Scaling Catena

Since developers are not required to use any more than the services and features they actually need, scaling Catena is not a one-size-fits-all endeavour.

Most Catena services lend themselves well to scaling out across multiple nodes. This is possible when the data store or state for these services is shared via an external database and most Catena services are designed to work this way. These services can be cloned across many, many Catena nodes and clients/servers/etc can connect to any of the Catena nodes with consistent effect.

Typically, the bottleneck in scaling Catena is in the persistent data store (database) backing these services. The scaling of these databases will greatly depend on the database engine and where/how it is operated.

Limitations

Certain services and components do not currently support service scale out, at least not without limitations. For example, the matchmaking service utilizing AWS FlexMatch as a matchmaker can scale out without limitations. However, when running the same matchmaking service utilizing the Catena matchmaker instead, only one instance of the service should be running.

Coming soon: Individual component scaling information

Multiple nodes

Currently, Catena supports independent, multi-node "clusters". In these arrangements, multiple nodes are deployed with either the same configuration (cloning all services) or with each node having its own configuration or role in the system and running a subset of services.

Helm

Helm is a great tool for template-based multi-node Catena deployments. There are a set of example Helm charts in the catena-tools-core git repo.

Load testing

The Catena development team utilizes k6 to load test Catena. The load test suite can be found in the catena-load-test git repo.

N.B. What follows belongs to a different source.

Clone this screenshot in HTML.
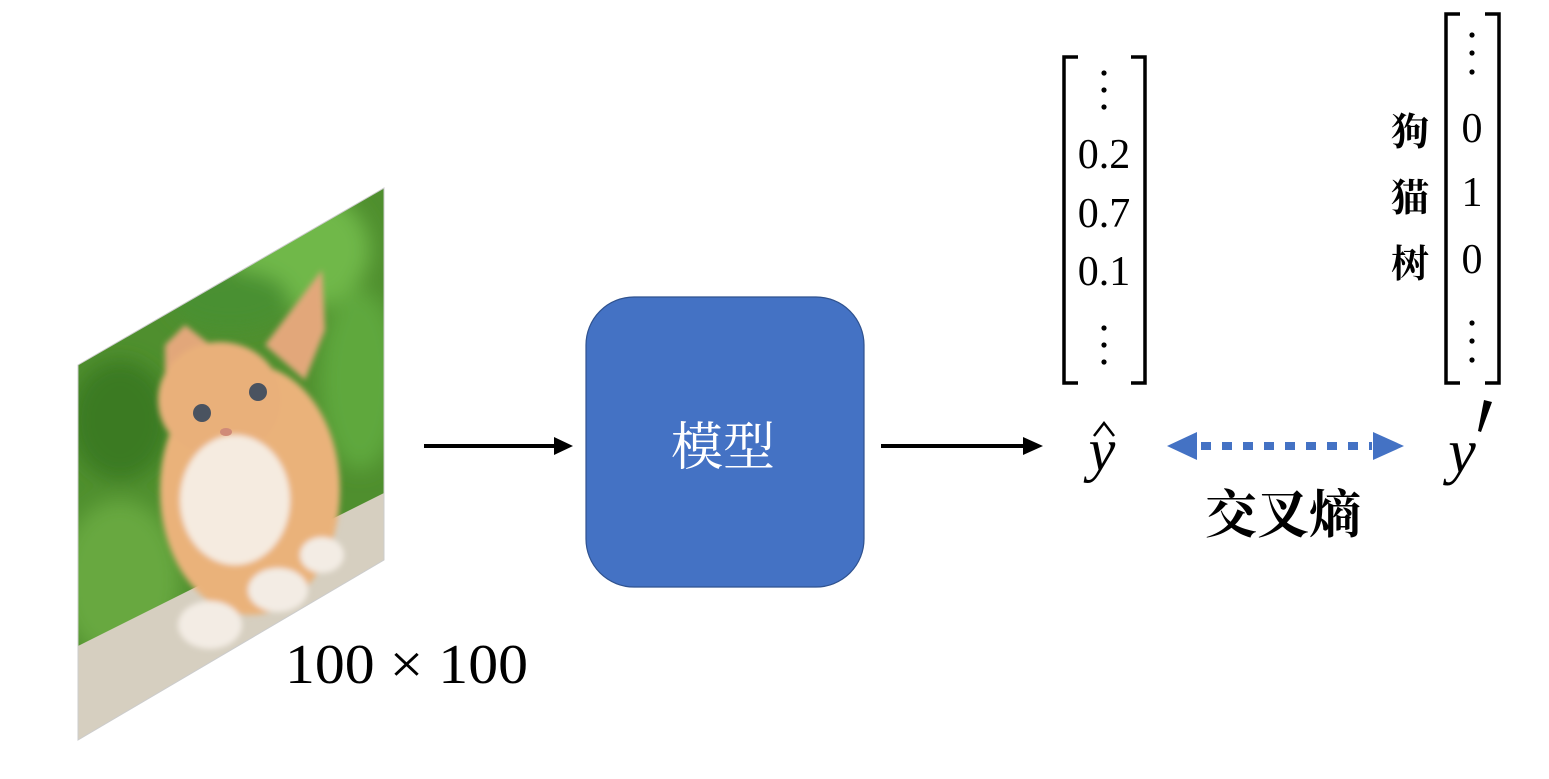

The current tests focus on common operations and identifying bottlenecks or failure points.

Fault tolerance / health checking

Catena includes a common health check endpoint that services can implement. A minimum response is a true/false indication of whether the service is healthy. However, the response can also include more granular health results from components that the service leverages: databases, connectivity to external APIs, etc.

A health check of the Catena node leverages the health check responses from individual services, including whether their health check is accessible. This node-level health check is often used in health dashboards and with container orchestrators that can dynamically provision/remove/replace unhealthy nodes or services.